A: I don’t know quite
how this voice, this filter, got a name. It is an "audio-drag” filter that
I’ve used since 1978, when I first had to be a master of ceremonies at a
[William S.] Burroughs event. I thought it would be fun to sound like a
distracted old coot. Recently, it’s had a more melancholic ring to it, and I’ve
been thinking that it almost sounds like a person.
It was Lou [Reed] who
decided to call this character Fenway Bergamot, and as soon as that filter had
a name it was almost like I could do something different emotionally with that
filter. It didn’t have to be just a joke. So I began to be able to use words in
a different way with that instead of just being joke-y. I used to call it “the
voice of authority” but now it doesn’t have much authority left. It frees me to
use language in a more cut-up way.
Q: In an old interview,
you said you like to keep things simple, that you don’t want everything to get
too complicated regardless of the whole multimedia aspect of your show. You
seem to use such a complex mix of elements — your violin and puppetry and
visuals. Do you think it’s easier to get at simple truths with complex methods?
A: If I just minded my
own advice… (laughs) Not necessarily. The only way to get there is to try to
pay attention to them. Although I do have to say that one of the ways I tried
to get to those things this time was through images. I sat for a long time
looking at stuff and just listening to sounds. Not one single word. I thought,
“I really enjoy this show. I really like it just like this,” and for awhile I
was just going to have zero words. Then I thought, “Wait a second. I’ve never
done that.” But it was really, really tempting. Now, in a way, I’m just trying
to pare the words down even further, but some of them don’t like that. Some of
them have to be the shaggy dog story they started out as. Paring them down, they
become really silly. I’m in a bit of a dilemma right at the moment with some of
this stuff.
When you make something
from absolutely nothing, there’s no template for it, and there’s no way to say
that something isn’t what you wanted it to be, because that was just a vague
idea. I’m not making shoes. I don’t know what I’m making. A lot of time I’ve
started out to make one thing and I’ve ended up making something utterly
different. I would begin writing a piece of music and it would become a
drawing. I’m talking really different.
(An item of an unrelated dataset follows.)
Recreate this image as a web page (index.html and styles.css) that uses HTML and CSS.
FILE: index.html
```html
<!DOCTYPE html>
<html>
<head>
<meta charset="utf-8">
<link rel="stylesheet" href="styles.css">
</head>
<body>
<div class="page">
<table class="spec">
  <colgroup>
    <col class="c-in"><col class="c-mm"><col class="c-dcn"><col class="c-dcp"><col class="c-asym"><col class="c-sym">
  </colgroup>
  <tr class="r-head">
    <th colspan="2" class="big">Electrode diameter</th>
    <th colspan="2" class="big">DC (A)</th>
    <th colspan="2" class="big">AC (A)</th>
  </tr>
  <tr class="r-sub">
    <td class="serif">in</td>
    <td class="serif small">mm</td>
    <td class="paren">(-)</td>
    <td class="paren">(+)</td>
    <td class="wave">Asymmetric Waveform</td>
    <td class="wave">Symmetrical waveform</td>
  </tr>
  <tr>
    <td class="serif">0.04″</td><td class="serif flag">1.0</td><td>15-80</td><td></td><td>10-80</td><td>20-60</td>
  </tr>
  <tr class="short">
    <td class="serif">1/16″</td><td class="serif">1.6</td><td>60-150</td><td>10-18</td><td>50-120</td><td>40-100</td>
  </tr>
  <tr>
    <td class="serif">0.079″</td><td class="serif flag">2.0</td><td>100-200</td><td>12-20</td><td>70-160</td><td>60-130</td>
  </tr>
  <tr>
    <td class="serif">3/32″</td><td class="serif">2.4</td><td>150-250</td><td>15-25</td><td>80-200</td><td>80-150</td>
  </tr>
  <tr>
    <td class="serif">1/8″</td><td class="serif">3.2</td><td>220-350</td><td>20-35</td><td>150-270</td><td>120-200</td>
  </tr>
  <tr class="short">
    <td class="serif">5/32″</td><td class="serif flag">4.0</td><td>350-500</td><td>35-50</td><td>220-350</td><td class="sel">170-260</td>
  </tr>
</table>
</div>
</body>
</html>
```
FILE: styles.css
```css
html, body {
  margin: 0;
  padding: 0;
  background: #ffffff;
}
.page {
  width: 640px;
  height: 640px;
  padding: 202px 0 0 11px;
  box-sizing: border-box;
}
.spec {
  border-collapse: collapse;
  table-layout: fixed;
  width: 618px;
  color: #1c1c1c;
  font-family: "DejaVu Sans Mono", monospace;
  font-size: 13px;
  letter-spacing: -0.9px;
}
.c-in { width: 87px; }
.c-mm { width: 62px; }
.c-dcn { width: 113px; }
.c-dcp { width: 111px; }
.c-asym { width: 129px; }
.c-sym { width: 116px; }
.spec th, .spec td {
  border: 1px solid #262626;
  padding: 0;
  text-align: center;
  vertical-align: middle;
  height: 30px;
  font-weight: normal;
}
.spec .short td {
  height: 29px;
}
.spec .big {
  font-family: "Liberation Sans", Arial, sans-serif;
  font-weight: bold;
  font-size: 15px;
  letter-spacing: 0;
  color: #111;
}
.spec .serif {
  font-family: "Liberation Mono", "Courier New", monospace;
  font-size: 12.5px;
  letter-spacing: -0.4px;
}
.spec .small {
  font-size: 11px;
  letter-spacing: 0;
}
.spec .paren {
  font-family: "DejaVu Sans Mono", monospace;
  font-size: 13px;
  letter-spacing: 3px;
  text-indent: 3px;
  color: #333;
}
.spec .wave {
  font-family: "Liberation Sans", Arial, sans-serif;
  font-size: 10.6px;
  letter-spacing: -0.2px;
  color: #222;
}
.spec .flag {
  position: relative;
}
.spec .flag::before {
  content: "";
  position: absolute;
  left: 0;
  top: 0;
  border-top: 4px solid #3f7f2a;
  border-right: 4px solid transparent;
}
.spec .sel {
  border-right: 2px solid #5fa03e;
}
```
I’m in a state of insecurity at the
moment.
Q: Could that be why,
when some people describe you, they use words like “innovator”? That you have
this ability to bring things from nothing into existence?
A: Everyone can do that
if they want to. I’m convinced of that, that’s for sure. That everyone can’t is
a bit of a myth, in the sense that absolutely everyone can sing. I think people
are taught that they can’t do stuff way too early. I just wish we had a
national music day like they do in France, when everybody sings and it doesn’t
really matter if it’s not all in tune. That’s part of why I’m bothered that
half of the things I do are amateur in a way, in a lot of ways. The animation I
do is kind of amateur, the orchestration is pretty amateur, but I give them all
a shot and I try not to worry that it doesn’t look very pro.
Q: In a 2007 interview
on Swedish television you asked a rhetorical question about if the world needs
another multimedia show. Does it?
A: Ha. Good question.
At the time, I probably was going to do another one anyway. Needed or not, I
might just have fun doing it. I don’t know… I wish I knew what the world
needed. If I knew, I would try to contribute. But I have no idea what it needs,
so I just try to think of something else that would be interesting to do.